Commentaire de L. de Echeverria dans REDC 40 (1984) 47-62.
(2) " Décret Ecclesiae Pastorum au sujet de la vigilance des Pasteurs de l’Église sur les livres ", AAS 67 (1975), p. 283 ; cf. DC 1975, n° 1674, p. 361-362.
(3) Cette première phrase du préambule ne figure pas dans le texte français envoyé à la conférence des Evêques de France.
(4) Traduction officielle en français publiée par la revue Catéchèse, supplément au n° 45, octobre 1971.

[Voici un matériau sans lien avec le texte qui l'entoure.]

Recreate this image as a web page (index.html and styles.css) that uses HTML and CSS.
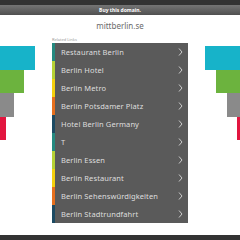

(5) DC 1981, n 1807, p. 433.
(6) Voici la traduction du texte de ce canon :
§ 1. – Restant sauves les dispositions portées par le Siège Apostolique, il appartient à l’Evêque diocésain d’édicter des règles en matière de catéchèse, et de veiller à ce que l’on dispose d’instruments adaptés de catéchèse, même en préparant un catéchisme si cela paraît opportun, ainsi que d’encourager et de coordonner les initiatives catéchétiques.
§ 2. – Il appartient à la conférence des Evêques, si cela paraît utile, de veiller à ce que soient édités des catéchismes pour son territoire, avec l’approbation préalable du Siège apostolique.
§ 3. – Auprès de la conférence des Evêques un office catéchétique peut être institué, dont la fonction principale sera de fournir une aide à chaque diocèse en matière de catéchèse.
(7) DC 1979, n° 1773, p. 901-922.
(8) DC 1968, n° 1527, col. 1863. La réponse a été établie par la Commission le 24 mai et approuvée par Paul VI le 10juin.
(9) Cette majorité, en Assemblée plénière, est obtenue avec un nombre de voix égal aux deux tiers des membres de la conférence des Evêques ayant voix délibérative.